Lago di Aral


Lago di Aral

Nel corso di un viaggio in Unione Sovietica, nel 1989 avevo sentito parlare per la prima volta della tragedia del lago di Aral. Cioè della lenta ma inesorabile scomparsa di vero e proprio un mare interno nel territorio della Repubblica Autonoma del Karakalpak, all’interno dell’Uzbekistan al confine con il Kazachstan. Le dighe costruite sul grande fiume Amu Dar’ya, con lo scopo di irrigare enormi e inutili estensioni di deserto, avevano bloccato quasi del tutto l’afflusso idrico al lago. Dando il via al suo prosciugamento.
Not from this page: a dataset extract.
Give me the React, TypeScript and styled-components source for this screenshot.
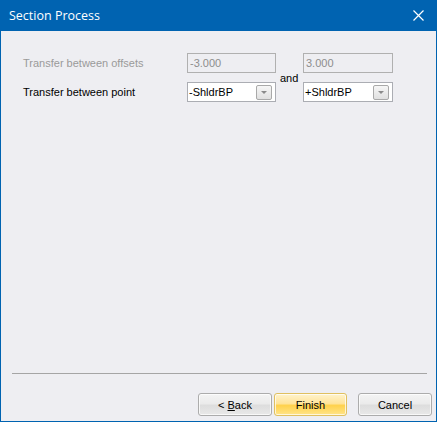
import React from "react";
import styled, { createGlobalStyle } from "styled-components";

const Global = createGlobalStyle`
  html, body { margin: 0; padding: 0; background: #ffffff; }
  * { box-sizing: border-box; }
`;

const Window = styled.div`
  width: 437px;
  height: 422px;
  display: flex;
  flex-direction: column;
  background: #eeeef2;
  border: 1px solid #0063b1;
  border-top: none;
  font-family: "Liberation Sans", Arial, sans-serif;
  font-size: 11px;
  overflow: hidden;
`;

const TitleBar = styled.div`
  height: 31px;
  margin: 0 -1px;
  background: #0063b1;
  color: #ffffff;
  display: flex;
  align-items: center;
  justify-content: space-between;
  padding: 0 9px 1px 9px;
  font-family: "Open Sans", "Noto Sans", sans-serif;
  font-size: 12.5px;
`;

const CloseIcon = styled.svg`
  width: 11px;
  height: 11px;
  margin-right: 4px;
`;

const Body = styled.div`
  flex: 1;
  padding: 22px 0 0 22px;
`;

const FormGrid = styled.div`
  display: grid;
  grid-template-columns: 164px 89px 27px 90px;
  grid-template-rows: 20px 20px;
  row-gap: 9px;
  align-items: center;
`;

const Label = styled.div<{ $disabled?: boolean }>`
  color: ${(p) => (p.$disabled ? "#9a9a9a" : "#000000")};
  white-space: nowrap;
`;

const TextField = styled.div<{ $disabled?: boolean; $col?: number }>`
  grid-column: ${(p) => p.$col ?? "auto"};
  height: 20px;
  border: 1px solid ${(p) => (p.$disabled ? "#b0b0b0" : "#abadb3")};
  background: ${(p) => (p.$disabled ? "#eeeef2" : "#ffffff")};
  color: ${(p) => (p.$disabled ? "#8d8d8d" : "#000000")};
  display: flex;
  align-items: center;
  padding: 0 2px;
`;

const Combo = styled(TextField)`
  justify-content: space-between;
  padding: 0 2px 0 1px;
`;

const DropButton = styled.div`
  width: 16px;
  height: 15px;
  border: 1px solid #a9a9a9;
  border-radius: 2px;
  background: linear-gradient(#f6f6f6, #e0e0e0);
  display: flex;
  align-items: center;
  justify-content: center;
  margin-right: 1px;
`;

const Arrow = styled.div`
  width: 0;
  height: 0;
  border-left: 3px solid transparent;
  border-right: 3px solid transparent;
  border-top: 3px solid #8a8a8a;
  margin-top: 1px;
`;

const AndText = styled.div`
  grid-column: 3;
  grid-row: 1 / span 2;
  align-self: center;
  padding-left: 4px;
  color: #000;
`;

const Separator = styled.div`
  height: 1px;
  background: #a5a5a5;
  margin: 0 9px 0 11px;
`;

const ButtonRow = styled.div`
  display: flex;
  justify-content: flex-end;
  padding: 19px 4px 5px 0;
  gap: 2px;
`;

const Button = styled.div<{ $primary?: boolean; $gapLeft?: number }>`
  width: ${(p) => (p.$primary ? 73 : 74)}px;
  height: 23px;
  margin-left: ${(p) => p.$gapLeft ?? 0}px;
  border: 1px solid ${(p) => (p.$primary ? "#e0c060" : "#acacac")};
  border-radius: 3px;
  background: ${(p) =>
    p.$primary
      ? "linear-gradient(#fff3cc 0%, #ffe49a 45%, #ffd24c 55%, #ffe48a 100%)"
      : "linear-gradient(#f4f4f4 0%, #ebebeb 45%, #dddddd 55%, #e9e9e9 100%)"};
  display: flex;
  align-items: center;
  justify-content: center;
  color: #000;
  box-shadow: inset 0 0 0 1px rgba(255, 255, 255, 0.7);
`;

const U = styled.span`
  text-decoration: underline;
`;

export default function App() {
  return (
    <>
      <Global />
      <Window>
        <TitleBar>
          <span>Section Process</span>
          <CloseIcon viewBox="0 0 11 11">
            <path d="M0.5 0.5 L10.5 10.5 M10.5 0.5 L0.5 10.5" stroke="#fff" strokeWidth="1.2" />
          </CloseIcon>
        </TitleBar>
        <Body>
          <FormGrid>
            <Label $disabled>Transfer between offsets</Label>
            <TextField $disabled>-3.000</TextField>
            <AndText>and</AndText>
            <TextField $disabled $col={4}>3.000</TextField>
            <Label>Transfer between point</Label>
            <Combo>
              <span>-ShldrBP</span>
              <DropButton><Arrow /></DropButton>
            </Combo>
            <Combo $col={4}>
              <span>+ShldrBP</span>
              <DropButton><Arrow /></DropButton>
            </Combo>
          </FormGrid>
        </Body>
        <Separator />
        <ButtonRow>
          <Button>
            &lt;&nbsp;<U>B</U>ack
          </Button>
          <Button $primary>Finish</Button>
          <Button $gapLeft={9}>Cancel</Button>
        </ButtonRow>
      </Window>
    </>
  );
}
Nel 1968 la superficie dell’Aral era di circa 68.000 chilometri quadrati, mentre oggi sfiora a malapena i 6.000. Un anno dopo, in una decina di gelide giornate autunnali, ero riuscito ad aggirarmi tra Muinak – vecchia base della flotta di navi da pesca – e i paesi vicini. Per toccare con mano l’impressionante spettacolo di un lago scomparso, con le sue navi adagiate ad arrugginire sul fondo. Il vento fortissimo faceva sollevare nubi di polvere chiara dal deserto, composte principalmente dai fertilizzanti trasportati nei decenni nelle acque del lago dal fiume. Queste tempeste tossiche, che ancora oggi gli astronauti osservano dallo spazio con la forma di un lungo baffo bianco che parte dalle spoglie del lago, avevano inquinato a tal punto tutto l’ambiente da rendere necessaria la costruzione di nuovi reparti nell’ospedale di Muinak, tutti dedicati a bambini affetti da malformazioni gravissime. Anche se i Kodachrome dell’epoca sono stati un po’ segnati dal tempo, penso che possano rendere l’idea della distruzione totale di un intero mondo, così come ho avuto la ventura di osservarla.